- **Exercise**: Transcribe the material word for word, but without the images.

- **Material for this exercise**:
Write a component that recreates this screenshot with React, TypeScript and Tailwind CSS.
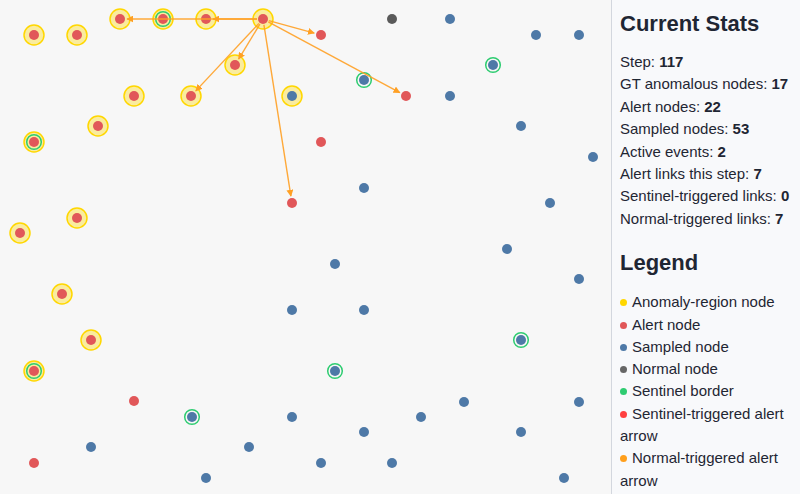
import React from "react"

type NodeKind = "alert" | "sampled" | "normal"

type GraphNode = {
    x: number
    y: number
    kind: NodeKind
    anomaly?: boolean
    sentinel?: boolean
}

const nodes: GraphNode[] = [
    // anomaly region
    { x: 34, y: 35, kind: "alert", anomaly: true },
    { x: 77, y: 35, kind: "alert", anomaly: true },
    { x: 120, y: 19, kind: "alert", anomaly: true },
    { x: 163, y: 19, kind: "alert", anomaly: true, sentinel: true },
    { x: 206, y: 19, kind: "alert", anomaly: true },
    { x: 263, y: 19, kind: "alert", anomaly: true },
    { x: 235, y: 65, kind: "alert", anomaly: true },
    { x: 134, y: 96, kind: "alert", anomaly: true },
    { x: 191, y: 96, kind: "alert", anomaly: true },
    { x: 292, y: 96, kind: "sampled", anomaly: true },
    { x: 98, y: 126, kind: "alert", anomaly: true },
    { x: 34, y: 142, kind: "alert", anomaly: true, sentinel: true },
    { x: 77, y: 218, kind: "alert", anomaly: true },
    { x: 20, y: 233, kind: "alert", anomaly: true },
    { x: 62, y: 294, kind: "alert", anomaly: true },
    { x: 91, y: 340, kind: "alert", anomaly: true },
    { x: 34, y: 371, kind: "alert", anomaly: true, sentinel: true },
    // alerts outside the region
    { x: 321, y: 35, kind: "alert" },
    { x: 406, y: 96, kind: "alert" },
    { x: 321, y: 142, kind: "alert" },
    { x: 292, y: 203, kind: "alert" },
    { x: 134, y: 401, kind: "alert" },
    { x: 34, y: 463, kind: "alert" },
    // the rest
    { x: 392, y: 19, kind: "normal" },
    { x: 450, y: 19, kind: "sampled" },
    { x: 536, y: 35, kind: "sampled" },
    { x: 579, y: 35, kind: "sampled" },
    { x: 493, y: 65, kind: "sampled", sentinel: true },
    { x: 364, y: 80, kind: "sampled", sentinel: true },
    { x: 450, y: 96, kind: "sampled" },
    { x: 521, y: 126, kind: "sampled" },
    { x: 593, y: 157, kind: "sampled" },
    { x: 364, y: 188, kind: "sampled" },
    { x: 550, y: 203, kind: "sampled" },
    { x: 507, y: 249, kind: "sampled" },
    { x: 335, y: 264, kind: "sampled" },
    { x: 579, y: 279, kind: "sampled" },
    { x: 292, y: 310, kind: "sampled" },
    { x: 364, y: 310, kind: "sampled" },
    { x: 521, y: 340, kind: "sampled", sentinel: true },
    { x: 335, y: 371, kind: "sampled", sentinel: true },
    { x: 464, y: 402, kind: "sampled" },
    { x: 579, y: 402, kind: "sampled" },
    { x: 192, y: 417, kind: "sampled", sentinel: true },
    { x: 292, y: 417, kind: "sampled" },
    { x: 421, y: 417, kind: "sampled" },
    { x: 364, y: 432, kind: "sampled" },
    { x: 521, y: 432, kind: "sampled" },
    { x: 91, y: 447, kind: "sampled" },
    { x: 249, y: 447, kind: "sampled" },
    { x: 321, y: 463, kind: "sampled" },
    { x: 392, y: 463, kind: "sampled" },
    { x: 206, y: 478, kind: "sampled" },
    { x: 564, y: 478, kind: "sampled" },
]

const source = { x: 263, y: 19 }
const targets = [
    { x: 206, y: 19 },
    { x: 120, y: 19 },
    { x: 321, y: 35 },
    { x: 406, y: 96 },
    { x: 235, y: 65 },
    { x: 191, y: 96 },
    { x: 292, y: 203 },
]

const fillFor: Record<NodeKind, string> = {
    alert: "#e15759",
    sampled: "#4e79a7",
    normal: "#5a5a5a",
}

const stats: Array<[string, number]> = [
    ["Step", 117],
    ["GT anomalous nodes", 17],
    ["Alert nodes", 22],
    ["Sampled nodes", 53],
    ["Active events", 2],
    ["Alert links this step", 7],
    ["Sentinel-triggered links", 0],
    ["Normal-triggered links", 7],
]

const legend = [
    { color: "bg-[#ffd700]", label: "Anomaly-region node" },
    { color: "bg-[#e15759]", label: "Alert node" },
    { color: "bg-[#4e79a7]", label: "Sampled node" },
    { color: "bg-[#666666]", label: "Normal node" },
    { color: "bg-[#2ecc71]", label: "Sentinel border" },
    { color: "bg-[#ff4040]", label: "Sentinel-triggered alert arrow" },
    { color: "bg-[#ff9f1c]", label: "Normal-triggered alert arrow" },
]

function shorten(from: { x: number; y: number }, to: { x: number; y: number }, startGap: number, endGap: number) {
    const dx = to.x - from.x
    const dy = to.y - from.y
    const len = Math.hypot(dx, dy)
    const ux = dx / len
    const uy = dy / len
    return {
        x1: from.x + ux * startGap,
        y1: from.y + uy * startGap,
        x2: to.x - ux * endGap,
        y2: to.y - uy * endGap,
    }
}

function NetworkCanvas() {
    return (
        <svg width="611" height="494" viewBox="0 0 611 494" className="block">
            <defs>
                <marker id="arrow-normal" viewBox="0 0 10 10" refX="9" refY="5" markerWidth="5" markerHeight="5" orient="auto">
                    <path d="M0 0 L10 5 L0 10 z" fill="#ffa024" />
                </marker>
            </defs>
            {nodes.map((n, i) => (
                <g key={i}>
                    {n.anomaly && (
                        <circle cx={n.x} cy={n.y} r={10} fill="#ffd700" fillOpacity={0.36} stroke="#ffd700" strokeWidth={1.5} />
                    )}
                    {n.sentinel && (
                        <circle cx={n.x} cy={n.y} r={7.3} fill="none" stroke="#2ecc71" strokeWidth={1.5} />
                    )}
                    <circle cx={n.x} cy={n.y} r={5} fill={fillFor[n.kind]} />
                </g>
            ))}
            {targets.map((t, i) => {
                const l = shorten(source, t, 6, 7)
                return (
                    <line
                        key={i}
                        {...l}
                        stroke="#ffa024"
                        strokeOpacity={0.9}
                        strokeWidth={1.4}
                        markerEnd="url(#arrow-normal)"
                    />
                )
            })}
        </svg>
    )
}

export default function App() {
    return (
        <div className="flex h-[494px] w-[800px] overflow-hidden font-['Liberation_Sans',Arial,sans-serif] text-[#1f2633]">
            <div className="h-full w-[611px] shrink-0 bg-[#f7f7f7]">
                <NetworkCanvas />
            </div>
            <div className="h-full flex-1 border-l border-[#d3d7de] bg-[#f8f9fb] px-2">
                <h2 className="mt-[11px] text-[22px] font-bold leading-[26px]">Current Stats</h2>
                <div className="mt-[14px] text-[15px] leading-[22.4px]">
                    {stats.map(([label, value]) => (
                        <div key={label}>
                            {label}: <b>{value}</b>
                        </div>
                    ))}
                </div>
                <h2 className="mt-[20px] text-[22px] font-bold leading-[26px]">Legend</h2>
                <div className="mt-[15px] text-[15px] leading-[22.3px]">
                    {legend.map((item) => (
                        <div key={item.label}>
                            <span className={`mr-[5px] inline-block h-[7px] w-[7px] rounded-full align-[1px] ${item.color}`} />
                            {item.label}
                        </div>
                    ))}
                </div>
            </div>
        </div>
    )
}
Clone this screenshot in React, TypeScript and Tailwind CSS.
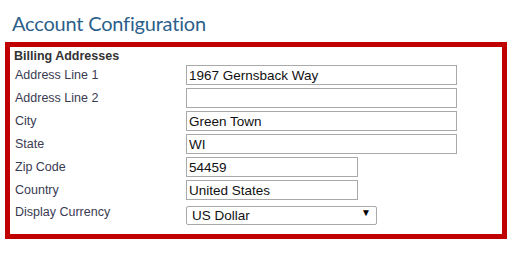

- **Task answer**:
Write a component that recreates this screenshot with React, TypeScript and Tailwind CSS.
import React from "react"

type NodeKind = "alert" | "sampled" | "normal"

type GraphNode = {
    x: number
    y: number
    kind: NodeKind
    anomaly?: boolean
    sentinel?: boolean
}

const nodes: GraphNode[] = [
    // anomaly region
    { x: 34, y: 35, kind: "alert", anomaly: true },
    { x: 77, y: 35, kind: "alert", anomaly: true },
    { x: 120, y: 19, kind: "alert", anomaly: true },
    { x: 163, y: 19, kind: "alert", anomaly: true, sentinel: true },
    { x: 206, y: 19, kind: "alert", anomaly: true },
    { x: 263, y: 19, kind: "alert", anomaly: true },
    { x: 235, y: 65, kind: "alert", anomaly: true },
    { x: 134, y: 96, kind: "alert", anomaly: true },
    { x: 191, y: 96, kind: "alert", anomaly: true },
    { x: 292, y: 96, kind: "sampled", anomaly: true },
    { x: 98, y: 126, kind: "alert", anomaly: true },
    { x: 34, y: 142, kind: "alert", anomaly: true, sentinel: true },
    { x: 77, y: 218, kind: "alert", anomaly: true },
    { x: 20, y: 233, kind: "alert", anomaly: true },
    { x: 62, y: 294, kind: "alert", anomaly: true },
    { x: 91, y: 340, kind: "alert", anomaly: true },
    { x: 34, y: 371, kind: "alert", anomaly: true, sentinel: true },
    // alerts outside the region
    { x: 321, y: 35, kind: "alert" },
    { x: 406, y: 96, kind: "alert" },
    { x: 321, y: 142, kind: "alert" },
    { x: 292, y: 203, kind: "alert" },
    { x: 134, y: 401, kind: "alert" },
    { x: 34, y: 463, kind: "alert" },
    // the rest
    { x: 392, y: 19, kind: "normal" },
    { x: 450, y: 19, kind: "sampled" },
    { x: 536, y: 35, kind: "sampled" },
    { x: 579, y: 35, kind: "sampled" },
    { x: 493, y: 65, kind: "sampled", sentinel: true },
    { x: 364, y: 80, kind: "sampled", sentinel: true },
    { x: 450, y: 96, kind: "sampled" },
    { x: 521, y: 126, kind: "sampled" },
    { x: 593, y: 157, kind: "sampled" },
    { x: 364, y: 188, kind: "sampled" },
    { x: 550, y: 203, kind: "sampled" },
    { x: 507, y: 249, kind: "sampled" },
    { x: 335, y: 264, kind: "sampled" },
    { x: 579, y: 279, kind: "sampled" },
    { x: 292, y: 310, kind: "sampled" },
    { x: 364, y: 310, kind: "sampled" },
    { x: 521, y: 340, kind: "sampled", sentinel: true },
    { x: 335, y: 371, kind: "sampled", sentinel: true },
    { x: 464, y: 402, kind: "sampled" },
    { x: 579, y: 402, kind: "sampled" },
    { x: 192, y: 417, kind: "sampled", sentinel: true },
    { x: 292, y: 417, kind: "sampled" },
    { x: 421, y: 417, kind: "sampled" },
    { x: 364, y: 432, kind: "sampled" },
    { x: 521, y: 432, kind: "sampled" },
    { x: 91, y: 447, kind: "sampled" },
    { x: 249, y: 447, kind: "sampled" },
    { x: 321, y: 463, kind: "sampled" },
    { x: 392, y: 463, kind: "sampled" },
    { x: 206, y: 478, kind: "sampled" },
    { x: 564, y: 478, kind: "sampled" },
]

const source = { x: 263, y: 19 }
const targets = [
    { x: 206, y: 19 },
    { x: 120, y: 19 },
    { x: 321, y: 35 },
    { x: 406, y: 96 },
    { x: 235, y: 65 },
    { x: 191, y: 96 },
    { x: 292, y: 203 },
]

const fillFor: Record<NodeKind, string> = {
    alert: "#e15759",
    sampled: "#4e79a7",
    normal: "#5a5a5a",
}

const stats: Array<[string, number]> = [
    ["Step", 117],
    ["GT anomalous nodes", 17],
    ["Alert nodes", 22],
    ["Sampled nodes", 53],
    ["Active events", 2],
    ["Alert links this step", 7],
    ["Sentinel-triggered links", 0],
    ["Normal-triggered links", 7],
]

const legend = [
    { color: "bg-[#ffd700]", label: "Anomaly-region node" },
    { color: "bg-[#e15759]", label: "Alert node" },
    { color: "bg-[#4e79a7]", label: "Sampled node" },
    { color: "bg-[#666666]", label: "Normal node" },
    { color: "bg-[#2ecc71]", label: "Sentinel border" },
    { color: "bg-[#ff4040]", label: "Sentinel-triggered alert arrow" },
    { color: "bg-[#ff9f1c]", label: "Normal-triggered alert arrow" },
]

function shorten(from: { x: number; y: number }, to: { x: number; y: number }, startGap: number, endGap: number) {
    const dx = to.x - from.x
    const dy = to.y - from.y
    const len = Math.hypot(dx, dy)
    const ux = dx / len
    const uy = dy / len
    return {
        x1: from.x + ux * startGap,
        y1: from.y + uy * startGap,
        x2: to.x - ux * endGap,
        y2: to.y - uy * endGap,
    }
}

function NetworkCanvas() {
    return (
        <svg width="611" height="494" viewBox="0 0 611 494" className="block">
            <defs>
                <marker id="arrow-normal" viewBox="0 0 10 10" refX="9" refY="5" markerWidth="5" markerHeight="5" orient="auto">
                    <path d="M0 0 L10 5 L0 10 z" fill="#ffa024" />
                </marker>
            </defs>
            {nodes.map((n, i) => (
                <g key={i}>
                    {n.anomaly && (
                        <circle cx={n.x} cy={n.y} r={10} fill="#ffd700" fillOpacity={0.36} stroke="#ffd700" strokeWidth={1.5} />
                    )}
                    {n.sentinel && (
                        <circle cx={n.x} cy={n.y} r={7.3} fill="none" stroke="#2ecc71" strokeWidth={1.5} />
                    )}
                    <circle cx={n.x} cy={n.y} r={5} fill={fillFor[n.kind]} />
                </g>
            ))}
            {targets.map((t, i) => {
                const l = shorten(source, t, 6, 7)
                return (
                    <line
                        key={i}
                        {...l}
                        stroke="#ffa024"
                        strokeOpacity={0.9}
                        strokeWidth={1.4}
                        markerEnd="url(#arrow-normal)"
                    />
                )
            })}
        </svg>
    )
}

export default function App() {
    return (
        <div className="flex h-[494px] w-[800px] overflow-hidden font-['Liberation_Sans',Arial,sans-serif] text-[#1f2633]">
            <div className="h-full w-[611px] shrink-0 bg-[#f7f7f7]">
                <NetworkCanvas />
            </div>
            <div className="h-full flex-1 border-l border-[#d3d7de] bg-[#f8f9fb] px-2">
                <h2 className="mt-[11px] text-[22px] font-bold leading-[26px]">Current Stats</h2>
                <div className="mt-[14px] text-[15px] leading-[22.4px]">
                    {stats.map(([label, value]) => (
                        <div key={label}>
                            {label}: <b>{value}</b>
                        </div>
                    ))}
                </div>
                <h2 className="mt-[20px] text-[22px] font-bold leading-[26px]">Legend</h2>
                <div className="mt-[15px] text-[15px] leading-[22.3px]">
                    {legend.map((item) => (
                        <div key={item.label}>
                            <span className={`mr-[5px] inline-block h-[7px] w-[7px] rounded-full align-[1px] ${item.color}`} />
                            {item.label}
                        </div>
                    ))}
                </div>
            </div>
        </div>
    )
}
Clone this screenshot in React, TypeScript and Tailwind CSS.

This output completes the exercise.